Clark tells the boys he’s spent his entire life tuning out sonic waves to hear only the sounds of distress he needs to, say, ditch painting up the Kent family farm to go stop a bridge from falling down on the other side of the world. But he inadvertently also reveals the direct opposite thing any teenager wants to hear: their dad is always listening. After Sarah’s (Inde Navarette) boyfriend turns his eye from harassing Jonathan on the field to just out-and-out bullying Jordan in the corridors at school, Clark comes super-running just before Jordan can accidentally expose his burgeoning powers as his anger overwhelms him. Good news? He doesn’t turn a poor kid into pulp thanks to being a quarter-Kryptonian. Bad news? He and Jonathan are pissed that Clark super-monitors them. Which is fair, because, holy invasion of privacy, Superman!
Sorry, wrong DC show.
While Clark might mean well, the fact that he at first doesn’t understand his boy’s frustration that—Superman or not—their dad has been keeping tabs on them their entire lives, we quickly learn thanks to Lois this isn’t the first time he’s done this to people near to him. While it’s framed as a lovey-dovey moment of Lois recalling what a dope Clark was for spending weeks of his salary on flowers to apologize for super snooping on her when they were dating, it establishes a pattern that the rest of this episode begins to pick up on, especially with Jordan. If Clark wants to set an example to his sons, especially one beginning to wrestle with his identity as a potential metahuman, well-intentioned but insensitive uses of his power, repeatedly, is not the way to do it.
Because like father, like son, Jordan decides to emulate his dad a little by signing up alongside Jonathan for the school football team. While Jonathan’s there because, as he later intones to his brother, football is his thing, Jordan is there explicitly to leverage his burgeoning abilities to get one over on his bullies. Rough tackle after rough tackle might impress the machismo-drenched environs of a high school football field, but between it and his own near-brush with fighting early in the episode begins to lay the groundwork for something more sinister for Jordan, as he wonders why he shouldn’t use his power for his own gain, whether on the field or through violence.

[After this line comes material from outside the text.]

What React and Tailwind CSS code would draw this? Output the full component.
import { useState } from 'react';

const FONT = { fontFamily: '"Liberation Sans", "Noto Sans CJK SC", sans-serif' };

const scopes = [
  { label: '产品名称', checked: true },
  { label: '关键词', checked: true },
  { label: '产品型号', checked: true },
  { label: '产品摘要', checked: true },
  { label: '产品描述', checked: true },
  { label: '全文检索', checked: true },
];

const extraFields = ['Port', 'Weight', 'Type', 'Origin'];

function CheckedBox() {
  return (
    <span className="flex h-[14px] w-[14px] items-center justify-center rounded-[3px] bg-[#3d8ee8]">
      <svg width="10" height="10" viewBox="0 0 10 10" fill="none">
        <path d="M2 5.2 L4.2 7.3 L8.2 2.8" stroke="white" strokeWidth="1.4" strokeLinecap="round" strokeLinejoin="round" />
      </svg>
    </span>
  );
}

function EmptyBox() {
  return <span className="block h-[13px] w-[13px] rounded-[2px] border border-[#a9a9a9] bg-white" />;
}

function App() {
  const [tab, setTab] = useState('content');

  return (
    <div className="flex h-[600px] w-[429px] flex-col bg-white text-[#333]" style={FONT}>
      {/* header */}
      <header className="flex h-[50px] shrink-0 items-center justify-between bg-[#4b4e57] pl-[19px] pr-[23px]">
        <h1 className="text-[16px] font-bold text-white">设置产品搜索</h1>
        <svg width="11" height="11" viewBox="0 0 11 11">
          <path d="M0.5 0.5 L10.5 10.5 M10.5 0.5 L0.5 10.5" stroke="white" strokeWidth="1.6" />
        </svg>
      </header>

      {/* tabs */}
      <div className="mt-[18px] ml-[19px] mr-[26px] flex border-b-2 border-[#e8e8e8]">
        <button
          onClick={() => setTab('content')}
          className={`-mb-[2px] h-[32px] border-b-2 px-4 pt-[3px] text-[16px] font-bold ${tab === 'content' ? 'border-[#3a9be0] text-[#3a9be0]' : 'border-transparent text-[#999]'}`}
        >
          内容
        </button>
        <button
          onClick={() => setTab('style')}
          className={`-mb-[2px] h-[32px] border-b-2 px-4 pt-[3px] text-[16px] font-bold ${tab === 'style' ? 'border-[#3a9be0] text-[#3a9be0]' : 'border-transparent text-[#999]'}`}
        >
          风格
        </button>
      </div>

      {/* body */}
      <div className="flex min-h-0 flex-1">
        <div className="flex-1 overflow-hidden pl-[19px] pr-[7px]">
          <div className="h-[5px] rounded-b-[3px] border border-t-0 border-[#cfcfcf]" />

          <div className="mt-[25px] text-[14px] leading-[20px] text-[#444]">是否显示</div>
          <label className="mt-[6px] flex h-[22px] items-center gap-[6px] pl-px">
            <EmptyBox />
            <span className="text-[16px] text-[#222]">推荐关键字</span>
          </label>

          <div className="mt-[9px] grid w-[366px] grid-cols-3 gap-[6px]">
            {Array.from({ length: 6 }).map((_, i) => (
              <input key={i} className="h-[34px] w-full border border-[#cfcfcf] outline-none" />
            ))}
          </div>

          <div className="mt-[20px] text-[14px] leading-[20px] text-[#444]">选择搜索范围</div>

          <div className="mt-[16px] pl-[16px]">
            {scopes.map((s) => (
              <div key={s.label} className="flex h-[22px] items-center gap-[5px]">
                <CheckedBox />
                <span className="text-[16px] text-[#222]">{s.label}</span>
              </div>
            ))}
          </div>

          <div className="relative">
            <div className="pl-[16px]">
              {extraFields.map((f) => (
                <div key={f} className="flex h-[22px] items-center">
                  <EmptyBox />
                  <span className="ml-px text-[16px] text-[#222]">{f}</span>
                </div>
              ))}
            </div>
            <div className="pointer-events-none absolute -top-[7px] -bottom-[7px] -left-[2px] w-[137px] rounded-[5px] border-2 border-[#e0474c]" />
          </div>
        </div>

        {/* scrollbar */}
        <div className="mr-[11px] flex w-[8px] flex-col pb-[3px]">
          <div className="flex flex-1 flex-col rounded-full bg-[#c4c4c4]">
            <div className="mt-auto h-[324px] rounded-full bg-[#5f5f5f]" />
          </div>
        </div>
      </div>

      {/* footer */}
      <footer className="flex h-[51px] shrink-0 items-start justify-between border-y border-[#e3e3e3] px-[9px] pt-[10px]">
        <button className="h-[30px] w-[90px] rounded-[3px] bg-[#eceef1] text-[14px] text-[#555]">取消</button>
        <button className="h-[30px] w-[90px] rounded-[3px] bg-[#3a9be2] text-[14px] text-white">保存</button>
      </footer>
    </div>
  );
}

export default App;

There’s a stark difference, but there are still parallels between father and son: a confidence in that what they’re doing is the right thing for those they care about, undercut with the dangerous power that they believe it’s the right thing because they know they are something more than human. For Clark, it’s his loved ones, and for Jordan, it’s Sarah, as the two begin to fumble through friendship in a typically teen fashion. At the very least, Jonathan knows to temper his brother when things might go too far, even though he’s clearly a little upset that the thing he’s good at is being co-opted by his brother all of a sudden. Whereas Clark, discovering that his second son has joined football practice, immediately flies off the handle out of concern (rightful concern, in some ways!) that Jordan could expose his abilities for some pretty selfish reasons. Long story short, more arguments abound in the Kent-Lane house, and more wondering for our titular superhero about whether or not he’s cut out for this dad stuff like he is the superpower stuff.

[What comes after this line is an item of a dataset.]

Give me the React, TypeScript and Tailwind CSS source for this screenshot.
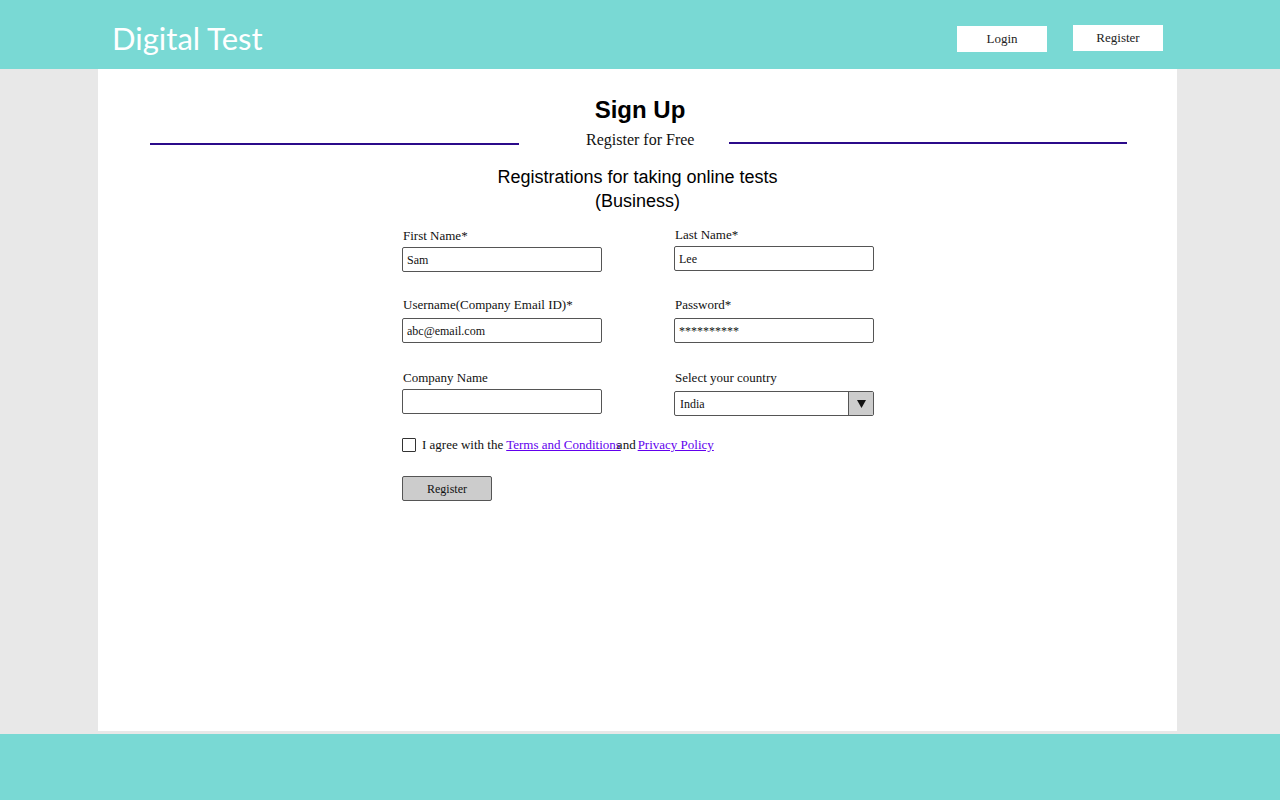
import React from "react";

const serif = "font-['Liberation_Serif',serif]";

function Field({
  label,
  value,
  className = "",
  labelGap = "mt-[3px]",
}: {
  label: string;
  value?: string;
  className?: string;
  labelGap?: string;
}) {
  return (
    <div className={`w-[200px] ${className}`}>
      <div className="h-4 leading-4 text-[13px] pl-px text-[#111]">{label}</div>
      <div
        className={`${labelGap} h-[25px] border border-[#555] rounded-[2px] bg-white flex items-center px-[4px] text-[12px] text-[#111]`}
      >
        {value}
      </div>
    </div>
  );
}

export default function App() {
  return (
    <div className="h-[800px] flex flex-col bg-[#e8e8e8]">
      {/* header */}
      <div className="h-[69px] shrink-0 bg-[#79d9d4] flex items-center justify-between pt-[7px] pl-[112px] pr-[117px]">
        <div className="text-white text-[31px] font-['Lato',sans-serif] leading-none">
          Digital Test
        </div>
        <div className={`flex items-center gap-x-[26px] text-[13px] text-[#222] ${serif}`}>
          <button className="w-[90px] h-[26px] bg-white flex items-center justify-center mt-[2px]">
            Login
          </button>
          <button className="w-[90px] h-[26px] bg-white flex items-center justify-center">
            Register
          </button>
        </div>
      </div>

      {/* main panel */}
      <div className="flex-1 flex">
        <div className="ml-[98px] w-[1079px] h-[662px] bg-white flex flex-col items-start">
          <div className="w-full text-center pt-[27px] leading-7 text-[24px] font-bold font-['Liberation_Sans',sans-serif] text-black pl-[5px]">
            Sign Up
          </div>
          <div className={`w-full flex items-center pl-[52px] h-5 mt-[6px] ${serif}`}>
            <div className="w-[369px] h-[2px] bg-[#2b0a8a] mt-[8px]" />
            <div className="w-[210px] pl-[67px] text-left text-[16px] leading-5 text-[#111]">
              Register for Free
            </div>
            <div className="w-[398px] h-[2px] bg-[#2b0a8a] mt-[6px]" />
          </div>
          <div className="w-full text-center mt-[15px] text-[18px] leading-6 font-['Liberation_Sans',sans-serif] text-black">
            <div>Registrations for taking online tests</div>
            <div>(Business)</div>
          </div>

          {/* form */}
          <div className={`ml-[304px] mt-[15px] flex flex-col ${serif}`}>
            <div className="flex gap-x-[72px]">
              <Field label="First Name*" value="Sam" />
              <Field label="Last Name*" value="Lee" className="-mt-px" />
            </div>
            <div className="flex gap-x-[72px] mt-[25px]">
              <Field label="Username(Company Email ID)*" value="abc@email.com" labelGap="mt-[5px]" />
              <Field label="Password*" value="**********" labelGap="mt-[5px]" />
            </div>
            <div className="flex gap-x-[72px] mt-[27px]">
              <Field label="Company Name" />
              <div className="w-[200px]">
                <div className="h-4 leading-4 text-[13px] pl-px text-[#111]">
                  Select your country
                </div>
                <div className="mt-[5px] h-[25px] border border-[#555] rounded-[2px] bg-white flex text-[12px] text-[#111]">
                  <div className="flex-1 flex items-center px-[5px]">India</div>
                  <div className="w-[25px] border-l border-[#555] bg-[#cccccc] flex items-center justify-center">
                    <svg width="9" height="8" viewBox="0 0 9 8">
                      <path d="M0 0 H9 L4.5 8 Z" fill="#111" />
                    </svg>
                  </div>
                </div>
              </div>
            </div>
            <div className="flex items-center mt-[22px] h-[14px] text-[13px] text-[#111]">
              <div className="w-[14px] h-[14px] border border-[#333] rounded-[1px] bg-white" />
              <span className="ml-[6px]">I agree with the</span>
              <a className="ml-[3px] text-[#6200ee] underline font-medium -mt-px">Terms and Conditions</a>
              <span className="-ml-[4px]">and</span>
              <a className="ml-[2px] text-[#6200ee] underline font-medium -mt-px">Privacy Policy</a>
            </div>
            <button className="mt-[24px] w-[90px] h-[25px] bg-[#cccccc] border border-[#555] rounded-[2px] text-[12px] text-[#111] flex items-center justify-center">
              Register
            </button>
          </div>
        </div>
      </div>

      {/* footer */}
      <div className="h-[66px] shrink-0 bg-[#79d9d4] mt-[3px]" />
    </div>
  );
}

It takes Jonathan being a really good kid for both his brother and his father to come to their heightened senses. Thankfully, Superman & Lois doesn’t immediately dive into a brotherly-jealousy arc with the siblings, even though the potential is there. After all, Jonathan is presented as the athlete star of the family, and now Jordan’s encroaching on his young life’s livelihood just because he has latent powers to make up the deficit. Even outside of football, their increasing friendship with Sarah—herself going through some familial strife with her strained relationship with Lana (Emmanuelle Chriqui), who, like Clark, just wants to know what is up with her kids, even if that frustrates them—sees him pushed a little to the wayside while Jordan and her bond over their mental health issues.
And yet, Jonathan’s arc doesn’t go there. Instead, he goes to bat (sorry, wrong sports analogy) for Jordan with his dad. He begs his father to do what his namesake grandfather couldn’t do for Clark as a kid—allow him to play sports—because he sees how happy Jordan has been being able to start bonding with other boys on the football team. It’s incredibly sweet, and an act of love more powerful than whatever Clark thought he was doing super-spying on them and trying to keep their secrets hidden—even though two teens are unlikely to really be able to express that to each other in such a manner. Ultimately, it means both boys get to bond over a shared interest, and Clark...well, he learns there are other ways he can look after his sons without leaning on his powers to do so, signing up to manage the football team so he can look after the boys as a dad first, and as Superman second.
Which is a good thing, because he’s probably going to have to save his Superman-protection for his wife before he goes back to snooping on the kids. While the Kent-Lane men go through metahuman Friday Night Lights, elsewhere in the episode Lois quickly finds herself getting in the deep end with her investigation into Morgan Edge. When a lead from another small town Edge set up shop in (only to abandon) puts her in the sights of a metahuman assassin—who starts by burning Lois’ car to prove a point before just trying to straight-up kill her source and her—she finds herself truly in her element. Not only is her hunch proven right, something dodgy is up with Edge, but she also sets the stage for Clark to have even more problems than he already does with the mysterious Captain Luthor. After failing to silence Lois, her mystery assailant himself is offed by another shadowy figure: a woman who uses a very Kryptonian-looking ocular blast to do the deed.
It turns out Clark might have a few more problems than football kids to deal with in his immediate future, then. But at least he knows now that if he does have to keep his eye off the football field, Jonathan and Jordan will have each other’s backs, powers or otherwise.